Blackstone is buying Equity Offices, which owns or manages 580 buildings, through Blackstone Real Estate Partners, having agreed to buy all of the company’s shares for $48.50 each in cash. The acquisition is being made for Blackstone Real Estate Partners V, which is the world’s largest real estate opportunity fund. It closed in June with capital commitments of $5.25 billion.

The price represents a 20.5 percent premium to the company’s three-month average closing price and an 8.5 percent premium to Friday’s closing price.

Its deal comes amid huge demand for commercial property around the world combined with the easy availability of bank finance via traditional lending and commercial-mortgage backed securities.

In a statement confirming the takeover, Equity Offices said its Board of Trustees has unanimously approved the deal and recommended that shareholders also accept it.

If completed, the acquisition will not only continue a wave of public-to-private deals of real estate companies in the US, but also signal a milestone in the history of the company Zell has built up since founding it in 1976.

Zell is the “elder statesman” of private equity real estate and one of the most successful investors in the modern-day era. As chairman of Equity Office Properties, Equity Residential and Equity Lifestyle, he is also considered to be the “grandfather” of the modern day Reit industry.
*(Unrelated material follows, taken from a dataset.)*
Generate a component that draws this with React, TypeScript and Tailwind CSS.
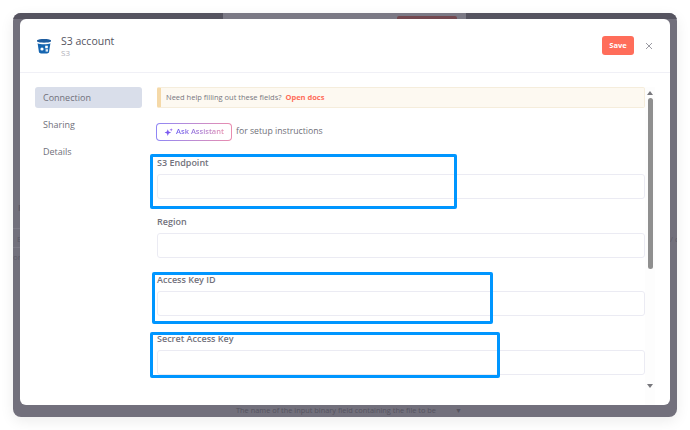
import React from 'react';

// ============================================================
// DATA
// ============================================================

const navItems = ['Connection', 'Sharing', 'Details'];

const fields = [
  { label: 'S3 Endpoint', className: 'mt-[14px]' },
  { label: 'Region', className: 'mt-[15px]' },
  { label: 'Access Key ID', className: 'mt-[14px]' },
  { label: 'Secret Access Key', className: 'mt-[15px]' },
];

// ============================================================
// ICONS
// ============================================================

function BucketIcon() {
  return (
    <svg width="16" height="16" viewBox="0 0 16 16" className="shrink-0">
      <path d="M1 2.2C3 .6 13 .6 15 2.2L15 3.6C13 5.2 3 5.2 1 3.6Z" fill="#1d5c9f" />
      <path d="M1.6 5.2C4 6.5 12 6.5 14.4 5.2L13 14.4C11.6 16 4.4 16 3 14.4Z" fill="#1565b0" />
      <circle cx="6" cy="11" r="1.6" fill="#ffffff" />
      <rect x="9.2" y="7.7" width="2.6" height="2.6" fill="#ffffff" />
      <rect x="9.6" y="11.2" width="2.4" height="2.4" fill="#dbe8f5" />
    </svg>
  );
}

function SparkleIcon() {
  return (
    <svg width="9" height="9" viewBox="0 0 10 10" className="shrink-0">
      <path d="M4.2 1.4L5.2 4 8 5 5.2 6 4.2 9 3.2 6 .6 5 3.2 4Z" fill="#7c5bf0" />
      <path d="M8 .2L8.5 1.5 9.8 2 8.5 2.5 8 3.8 7.5 2.5 6.2 2 7.5 1.5Z" fill="#9a6cf0" />
    </svg>
  );
}

function CloseIcon() {
  return (
    <svg width="8" height="8" viewBox="0 0 8 8" className="shrink-0">
      <path d="M1 1L7 7M7 1L1 7" stroke="#9b9ba3" strokeWidth="1" fill="none" />
    </svg>
  );
}

// ============================================================
// PIECES
// ============================================================

function Field({ label, className }: { label: string; className: string }) {
  return (
    <div className={className}>
      <div className="pt-px text-[9px] leading-[14px] font-semibold text-[#72727c]">{label}</div>
      <div className="mt-[4px] h-[25px] rounded-[3px] border border-[#ebebf3] bg-white" />
    </div>
  );
}

function Scrollbar() {
  return (
    <div className="flex w-[10px] shrink-0 flex-col items-center bg-[#fdfdfd] pt-[4px]">
      <div className="h-0 w-0 border-x-[3px] border-b-[4px] border-x-transparent border-b-[#77777c]" />
      <div className="mt-[3px] h-[171px] w-[5px] rounded-full bg-[#8f8f8f]" />
      <div className="mt-[115px] h-0 w-0 border-x-[3px] border-t-[4px] border-x-transparent border-t-[#77777c]" />
    </div>
  );
}

// ============================================================
// COMPONENT
// ============================================================

export default function App() {
  return (
    <div
      className="relative h-[430px] w-[690px] overflow-hidden bg-white p-[13px]"
      style={{ fontFamily: '"Open Sans", sans-serif' }}
    >
      {/* Dimmed page behind the dialog */}
      <div className="relative flex h-[404px] flex-col overflow-hidden rounded-[8px] bg-[#72707c] shadow-[0_4px_14px_rgba(0,0,0,0.08)]">
        <div className="flex h-[6px] shrink-0 bg-[#55535f]">
          <div className="ml-[210px] flex w-[243px] bg-[#7b7985]">
            <div className="mt-[3px] ml-[174px] h-[3px] w-[60px] rounded-t-[2px] bg-[#73484f]" />
          </div>
        </div>

        <div className="flex h-[386px] shrink-0">
          {/* Page text cut off left of the dialog */}
          <div className="flex w-[7px] shrink-0 flex-col overflow-hidden pt-[184px] text-[8px] leading-[10px] text-[#5d5b67]">
            <div className="pl-[5px] font-bold">R</div>
            <div className="mt-[15px] h-px bg-[#7d7b87]" />
            <div className="mt-[5px] pl-[4px]">E</div>
            <div className="mt-[3px] h-px bg-[#7d7b87]" />
            <div className="mt-[4px] whitespace-nowrap">or</div>
          </div>

          <div className="flex w-[650px] shrink-0 flex-col rounded-[6px] bg-white">
            {/* Header */}
            <div className="flex h-[54px] shrink-0 items-center border-b border-[#f0f0f6] pr-[17px] pl-[16px]">
              <BucketIcon />
              <div className="ml-[9px] flex-1">
                <div className="text-[10.5px] leading-[14px] text-[#55555f]">S3 account</div>
                <div className="text-[8px] leading-[10px] text-[#b0b0b8]">S3</div>
              </div>
              <button className="h-[19px] w-[32px] rounded-[3px] bg-[#ff6d5a] text-[7.5px] font-bold text-white">
                Save
              </button>
              <div className="ml-[11px]">
                <CloseIcon />
              </div>
            </div>

            {/* Body */}
            <div className="flex min-h-0 flex-1 pt-[14px] pl-[15px]">
              <div className="w-[107px] shrink-0">
                {navItems.map((item, i) => (
                  <div
                    key={item}
                    className={`mb-[6px] flex h-[21px] items-center rounded-[3px] pl-[8px] text-[9px] text-[#70707a] ${
                      i === 0 ? 'bg-[#d9deea]' : ''
                    }`}
                  >
                    {item}
                  </div>
                ))}
              </div>

              <div className="ml-[15px] w-[488px] shrink-0">
                <div className="flex h-[21px] items-center rounded-[2px] border border-l-[4px] border-[#f5eddc] border-l-[#f5d9a8] bg-[#fdf9f1] pl-[5px] text-[7.5px] text-[#777780]">
                  Need help filling out these fields?
                  <span className="ml-[4px] font-bold text-[#ff6d5a]">Open docs</span>
                </div>

                <div className="mt-[15px] flex h-[18px] items-center">
                  <div className="-ml-px h-[18px] w-[76px] rounded-[4px] bg-gradient-to-r from-[#8f86f5] to-[#ea8cae] p-px">
                    <div className="flex h-full items-center justify-center gap-[3px] rounded-[3px] bg-white">
                      <SparkleIcon />
                      <span className="bg-gradient-to-r from-[#6e5bf0] to-[#e58fb0] bg-clip-text text-[7.5px] font-semibold text-transparent">
                        Ask Assistant
                      </span>
                    </div>
                  </div>
                  <span className="ml-[4px] text-[8.7px] text-[#6f6f78]">for setup instructions</span>
                </div>

                {fields.map((field) => (
                  <Field key={field.label} label={field.label} className={field.className} />
                ))}
              </div>

              <Scrollbar />
            </div>
          </div>

          {/* Page text cut off right of the dialog */}
          <div className="w-[7px] shrink-0 overflow-hidden pt-[215px] text-[8px] leading-[10px] whitespace-nowrap text-[#5d5b67]">
            / c
          </div>
        </div>

        {/* What shows below the dialog */}
        <div className="flex h-[12px] items-center text-[7.4px] text-[#55535f]">
          <span className="ml-[223px]">The name of the input binary field containing the file to be</span>
          <span className="ml-[19px] text-[7px]">▼</span>
        </div>
      </div>

      {/* Annotation boxes drawn over the screenshot */}
      <div className="absolute top-[154px] left-[150px] h-[55px] w-[307px] rounded-[2px] border-3 border-[#0096ff]" />
      <div className="absolute top-[272px] left-[152px] h-[52px] w-[341px] rounded-[2px] border-3 border-[#0096ff]" />
      <div className="absolute top-[332px] left-[150px] h-[46px] w-[350px] rounded-[2px] border-3 border-[#0096ff]" />
    </div>
  );
}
President and CEO Richard Kincaid said: “”We’ve built a great company, epitomized by the caliber of our employees, the quality of our assets and the markets where we operate. Our ultimate goal has always been to maximize shareholder value, and we believe we have done that through this transaction with The Blackstone Group. The value created by this transaction reflects the hard work and dedication of our employees who have driven our success over the past 10 years.”

Jonathan Gray, senior managing director of the Blackstone Group, said: “We are extremely excited about this landmark transaction with Equity Office, which represents the largest private equity deal in history. We believe that the skills and strengths of Equity Office will greatly enhance our existing office platform, which has been expanded through our recent acquisitions of CarrAmerica and Trizec.”

Blackstone, one of the largest private equity firms in the world, has raised a total of more than $67 billion for alternative asset investing, of which almost $13 billion has been for real estate investing.

Last month it closed a joint venture with Brookfield Properties to buy Trizec Properties, one of North America’s largest commercial landlords, in deal valued at $7.2 billion.

The latest takeover comes amid unprecedented levels of fundraising and takeover activity by buyout firms, sparking warnings that a collapse of the large buyout is now “inevitable”.

Hector Sants, managing director for wholesale business at UK financial watchdog the FSA claimed recently the default of a large private equity-backed company is increasingly “inevitable” with implications for lenders, purchases of the debt and orderly markets. His comments came as the FSA published a detailed study of the industry identifying “excessive leverage” as a major concern.